Being closely associated with Yosefi’s restaurant Brut, the start-up is also able to see how chefs and customers react to the products. The day after serving lentil ragu with roasted cauliflower enhanced with MFL flavoring, they’re back in the lab iterating and fine-tuning. 

restaurant from the future
“Taste and experience are the highest priorities”. Image via Midjourney: Or Ayalon

Meanwhile, the chef-founded start-up Meala cleans up the ingredient labels for alternative meats. Currently, many alternative meats use ingredients most people have never heard of. For example, methyl cellulose is used in Impossible and Beyond burgers to hold the patties together. With Meala’s replacement ingredients, the ingredient list will read like a short list of simple, home kitchen ingredients, like peas or soy. 
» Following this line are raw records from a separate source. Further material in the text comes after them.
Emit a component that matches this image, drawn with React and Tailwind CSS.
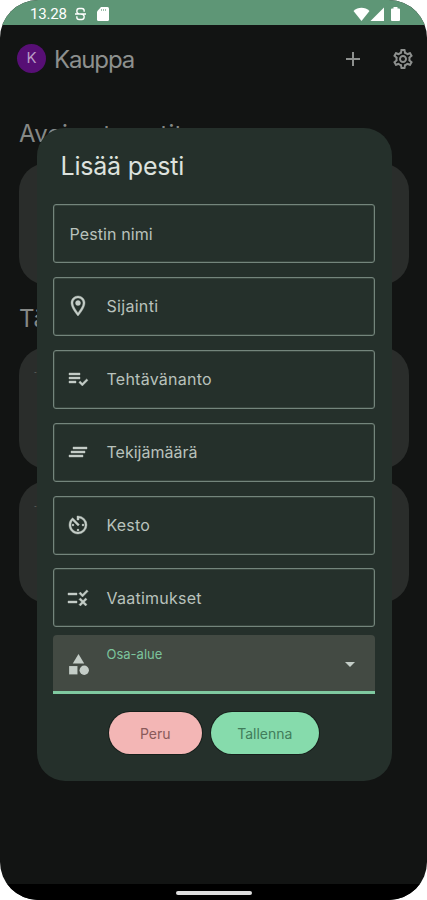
import {
  MdAdd,
  MdArrowDropDown,
  MdAvTimer,
  MdCategory,
  MdClearAll,
  MdOutlineLocationOn,
  MdOutlineSettings,
  MdPlaylistAddCheck,
  MdRule,
} from 'react-icons/md';

const FIELDS = [
  { label: 'Pestin nimi', spacing: 'tracking-[0.1px]' },
  { label: 'Sijainti', icon: MdOutlineLocationOn, spacing: 'tracking-[0.3px]' },
  { label: 'Tehtävänanto', icon: MdPlaylistAddCheck, spacing: 'tracking-[0.25px]' },
  { label: 'Tekijämäärä', icon: MdClearAll, spacing: 'tracking-normal' },
  { label: 'Kesto', icon: MdAvTimer, spacing: 'tracking-[0.2px]' },
  { label: 'Vaatimukset', icon: MdRule, spacing: 'tracking-[0.25px]' },
];

function StatusBar() {
  return (
    <div className="flex h-[25px] items-center bg-[#5e9676] pt-[3px] pr-[26px] pl-[30px] text-white">
      <span className="w-[45px] font-[Roboto] text-[15px] leading-none tracking-[-0.2px]">13.28</span>
      <svg viewBox="0 0 12 14" className="h-[14px] w-[11px]" fill="none" stroke="currentColor" strokeWidth="1.5">
        <path d="M10 4.500V3.500Q10 1 7.500 1h-3Q2 1 2 4 2 7 6 7t4 3q0 3-2.500 3h-3Q2 13 2 10.500V9.500M0 7h12" />
      </svg>
      <svg viewBox="0 0 12 14" className="ml-[11px] h-[14px] w-[12px]" fill="currentColor">
        <path d="M4 0h6.500Q12 0 12 1.500v11Q12 14 10.500 14h-9Q0 14 0 12.500V4.500Z" />
        <path d="M4.500 2v2M6.500 2v2M8.500 2v2" stroke="#5e9676" strokeWidth=".6" />
      </svg>
      <div className="flex-1" />
      <svg viewBox="0 0 48 15" className="h-[15px] w-[48px]" fill="currentColor">
        <path d="M.5 4C5-.3 12-.3 16.500 4L8.500 14Z" />
        <path d="M31 .5V14H17.500Z" />
        <path d="M40.500 0h4v1.500H46q1 0 1 1V13q0 1-1 1h-7q-1 0-1-1V2.500q0-1 1-1h1.500Z" />
      </svg>
    </div>
  );
}

function Header() {
  return (
    <header className="flex h-[67px] items-center pr-3 pl-[17px] text-[#8d908e]">
      <div className="flex size-[29px] items-center justify-center rounded-full bg-[#570f75] text-[15px] text-[#b99ac5]">
        K
      </div>
      <h1 className="mt-[3px] ml-2 text-[24px] leading-none tracking-[-1.15px]">Kauppa</h1>
      <div className="flex-1" />
      <MdAdd className="size-[24px]" />
      <MdOutlineSettings className="ml-[26px] size-[24px]" />
    </header>
  );
}

function PostCard({ title }) {
  return (
    <div className="h-[122px] rounded-[28px] bg-[#2a2d2b] pt-[22px] pl-[15px] text-[6px] leading-none text-[#7a7d7b]">
      {title}
    </div>
  );
}

function Field({ label, icon: Icon, spacing }) {
  return (
    <div className="flex h-[59px] items-center rounded-[3px] border-[1.5px] border-[#74857c] px-[13px] text-[16px] text-[#b9c2bc] ring-[0.5px] ring-[#4a5951] ring-inset">
      {Icon ? (
        // the icons carry an empty bounding path, which must stay unstroked
        <Icon className="mr-[17px] -ml-px size-[24px] shrink-0 stroke-[#c4cdc7] stroke-[0.4] text-[#c4cdc7] [&_[fill=none]]:stroke-none" />
      ) : (
        <span className="w-[3px]" />
      )}
      <span className={spacing}>{label}</span>
    </div>
  );
}

function AddPostDialog() {
  return (
    <div className="absolute top-[128px] left-[36.5px] h-[652.5px] w-[355px] rounded-[28px] bg-[#25302b] pr-[16.5px] pl-4 pt-[22px]">
      <h2 className="pl-[8px] text-[25px] leading-[32px] tracking-[-0.2px] text-[#dde2de]">Lisää pesti</h2>
      <div className="mt-[22px] flex flex-col gap-[13.9px]">
        {FIELDS.map((f) => (
          <Field key={f.label} {...f} />
        ))}
      </div>
      <div className="mt-[7.5px] flex h-[59px] items-center rounded-t-[4px] border-b-[3px] border-[#7fc9a0] bg-[#434a43] px-[13px]">
        <MdCategory className="mt-[3px] size-[25px] text-[#c4cdc7]" />
        <span className="mb-[17px] ml-4 text-[13px] leading-none text-[#7cc49d]">Osa-alue</span>
        <MdArrowDropDown className="mt-[2px] ml-auto size-[24px] text-[#c4cdc7]" />
      </div>
      <div className="mt-[18.5px] flex justify-center gap-[9px] text-[14px]">
        <button className="h-[42px] w-[93px] rounded-full bg-[#f3b6b5] text-[#8a5a5a] ring-1 ring-[#171f1b]">Peru</button>
        <button className="h-[42px] w-[108px] rounded-full bg-[#86dbac] text-[#417d5b] ring-1 ring-[#171f1b]">
          Tallenna
        </button>
      </div>
    </div>
  );
}

export default function App() {
  return (
    <div className="h-[900px] w-[427px] bg-white font-[Inter,sans-serif]">
      <div className="relative flex h-full flex-col overflow-hidden rounded-[38px] bg-[#121413]">
        <StatusBar />
        <Header />
        <main className="flex-1 pt-[27px] pr-[18px] pl-[19px]">
          <h2 className="text-[24px] leading-[30px] tracking-[0.2px] text-[#858886]">Avoimet pestit</h2>
          <div className="mt-[14px]">
            <PostCard />
          </div>
          <h2 className="mt-[18px] text-[24px] leading-[32px] text-[#858886]">Tä</h2>
          <div className="mt-[12px] flex flex-col gap-[12px]">
            <PostCard title="-" />
            <PostCard title="-" />
          </div>
        </main>
        <div className="flex h-[16px] items-center justify-center bg-black">
          <div className="mt-[2px] h-[4px] w-[76px] rounded-full bg-[#dedede]" />
        </div>
        <AddPostDialog />
      </div>
    </div>
  );
}
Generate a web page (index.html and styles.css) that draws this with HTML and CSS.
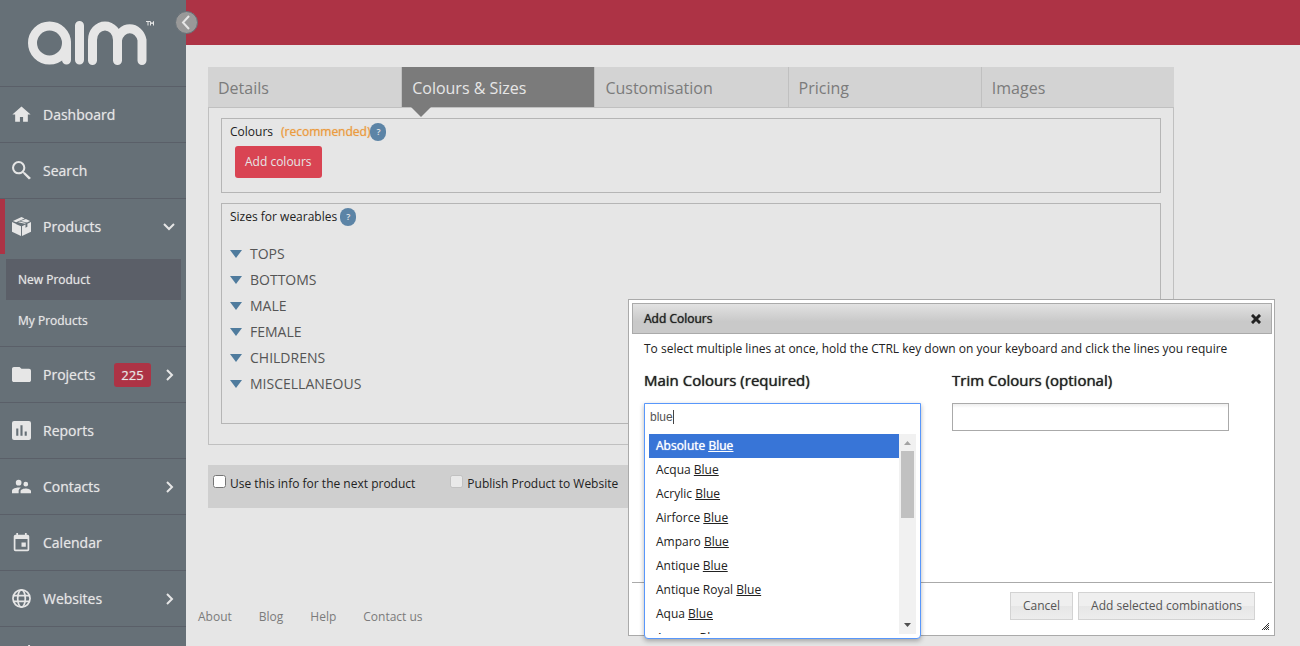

CEO and co-founder Hadar Razmovich says Meala always has the customer experience in mind. Having a chef as a co-founder facilitates this, she adds. As soon as preliminary analysis is completed in the lab, the product is sent to the kitchen, where chefs test its cookability and flavor. A guiding principle for Razmovich is that “food tech needs to understand that at the end, customers want to enjoy food.” And chefs are uniquely situated to help.

Start-ups with chefs at the helm, like MFL and Meala, prioritize culinary expertise focused on taste at the same level as technology and business. “This is where the magic is really happening,” says Kabessa.